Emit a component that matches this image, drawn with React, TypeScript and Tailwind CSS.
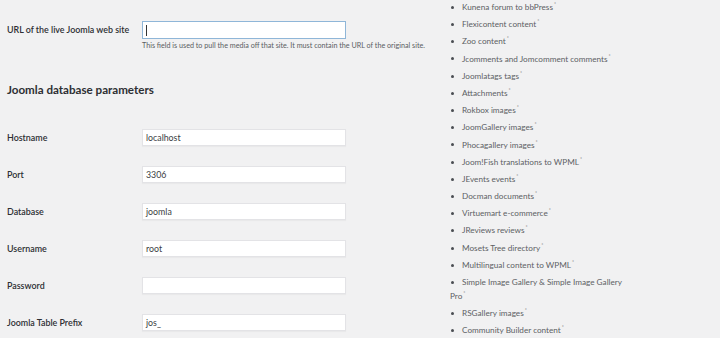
const fields = [
  { label: "Hostname", value: "localhost" },
  { label: "Port", value: "3306" },
  { label: "Database", value: "joomla" },
  { label: "Username", value: "root" },
  { label: "Password", value: "" },
  { label: "Joomla Table Prefix", value: "jos_" },
];

const features = [
  "Kunena forum to bbPress",
  "Flexicontent content",
  "Zoo content",
  "Jcomments and Jomcomment comments",
  "Joomlatags tags",
  "Attachments",
  "Rokbox images",
  "JoomGallery images",
  "Phocagallery images",
  "Joom!Fish translations to WPML",
  "JEvents events",
  "Docman documents",
  "Virtuemart e-commerce",
  "JReviews reviews",
  "Mosets Tree directory",
  "Multilingual content to WPML",
  "Simple Image Gallery & Simple Image Gallery Pro",
  "RSGallery images",
  "Community Builder content",
];

function FieldRow({ label, value }: { label: string; value: string }) {
  return (
    <div className="flex h-[37px] items-center">
      <label className="w-[135px] text-[8.9px] font-semibold text-[#2d2f33]">{label}</label>
      <div className="flex h-[17px] w-[204px] items-center border border-[#e3e3e6] bg-white px-[3px] text-[8.8px] text-[#3a3d42] shadow-[0_1px_1px_rgba(0,0,0,0.03)]">
        {value}
      </div>
    </div>
  );
}

export default function App() {
  return (
    <div
      className="flex h-[338px] w-[720px] overflow-hidden bg-[#f1f1f2]"
      style={{ fontFamily: "Lato, 'Open Sans', sans-serif" }}
    >
      <div className="w-[448px] shrink-0 pl-[7px] pt-[21px]">
        <div className="flex items-center">
          <label className="w-[135px] text-[8.9px] font-semibold text-[#2d2f33]">
            URL of the live Joomla web site
          </label>
          <div className="flex h-[18px] w-[204px] items-center border border-[#8fb6d8] bg-white px-[3px]">
            <span className="h-[11px] w-px bg-[#333]" />
          </div>
        </div>
        <p className="ml-[135px] mt-[2px] text-[7.2px] leading-[10px] text-[#5a5d62]">
          This field is used to pull the media off that site. It must contain the URL of the original site.
        </p>

        <h2 className="mt-[30px] text-[11.6px] font-bold text-[#2d2f33]">Joomla database parameters</h2>

        <div className="mt-[21px]">
          {fields.map((f) => (
            <FieldRow key={f.label} label={f.label} value={f.value} />
          ))}
        </div>
      </div>

      <ul className="w-[178px] pl-[2px] pt-0 text-[8.2px] leading-[14px] text-[#5c5f64]">
        {features.map((item) => (
          <li key={item} className="mb-[3.2px]">
            <span className="mb-[1px] ml-[1px] mr-[8px] inline-block h-[3px] w-[3px] rounded-full bg-[#4a4d52] align-middle" />
            {item}
            <span className="ml-[1px] inline-block align-top text-[5px] leading-[8px] text-[#777]">*</span>
          </li>
        ))}
      </ul>
    </div>
  );
}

REQUIREMENTS:
Copy the material shown above in full and exactly. Skip the pictures.

THE RESULT:
Emit a component that matches this image, drawn with React, TypeScript and Tailwind CSS.
const fields = [
  { label: "Hostname", value: "localhost" },
  { label: "Port", value: "3306" },
  { label: "Database", value: "joomla" },
  { label: "Username", value: "root" },
  { label: "Password", value: "" },
  { label: "Joomla Table Prefix", value: "jos_" },
];

const features = [
  "Kunena forum to bbPress",
  "Flexicontent content",
  "Zoo content",
  "Jcomments and Jomcomment comments",
  "Joomlatags tags",
  "Attachments",
  "Rokbox images",
  "JoomGallery images",
  "Phocagallery images",
  "Joom!Fish translations to WPML",
  "JEvents events",
  "Docman documents",
  "Virtuemart e-commerce",
  "JReviews reviews",
  "Mosets Tree directory",
  "Multilingual content to WPML",
  "Simple Image Gallery & Simple Image Gallery Pro",
  "RSGallery images",
  "Community Builder content",
];

function FieldRow({ label, value }: { label: string; value: string }) {
  return (
    <div className="flex h-[37px] items-center">
      <label className="w-[135px] text-[8.9px] font-semibold text-[#2d2f33]">{label}</label>
      <div className="flex h-[17px] w-[204px] items-center border border-[#e3e3e6] bg-white px-[3px] text-[8.8px] text-[#3a3d42] shadow-[0_1px_1px_rgba(0,0,0,0.03)]">
        {value}
      </div>
    </div>
  );
}

export default function App() {
  return (
    <div
      className="flex h-[338px] w-[720px] overflow-hidden bg-[#f1f1f2]"
      style={{ fontFamily: "Lato, 'Open Sans', sans-serif" }}
    >
      <div className="w-[448px] shrink-0 pl-[7px] pt-[21px]">
        <div className="flex items-center">
          <label className="w-[135px] text-[8.9px] font-semibold text-[#2d2f33]">
            URL of the live Joomla web site
          </label>
          <div className="flex h-[18px] w-[204px] items-center border border-[#8fb6d8] bg-white px-[3px]">
            <span className="h-[11px] w-px bg-[#333]" />
          </div>
        </div>
        <p className="ml-[135px] mt-[2px] text-[7.2px] leading-[10px] text-[#5a5d62]">
          This field is used to pull the media off that site. It must contain the URL of the original site.
        </p>

        <h2 className="mt-[30px] text-[11.6px] font-bold text-[#2d2f33]">Joomla database parameters</h2>

        <div className="mt-[21px]">
          {fields.map((f) => (
            <FieldRow key={f.label} label={f.label} value={f.value} />
          ))}
        </div>
      </div>

      <ul className="w-[178px] pl-[2px] pt-0 text-[8.2px] leading-[14px] text-[#5c5f64]">
        {features.map((item) => (
          <li key={item} className="mb-[3.2px]">
            <span className="mb-[1px] ml-[1px] mr-[8px] inline-block h-[3px] w-[3px] rounded-full bg-[#4a4d52] align-middle" />
            {item}
            <span className="ml-[1px] inline-block align-top text-[5px] leading-[8px] text-[#777]">*</span>
          </li>
        ))}
      </ul>
    </div>
  );
}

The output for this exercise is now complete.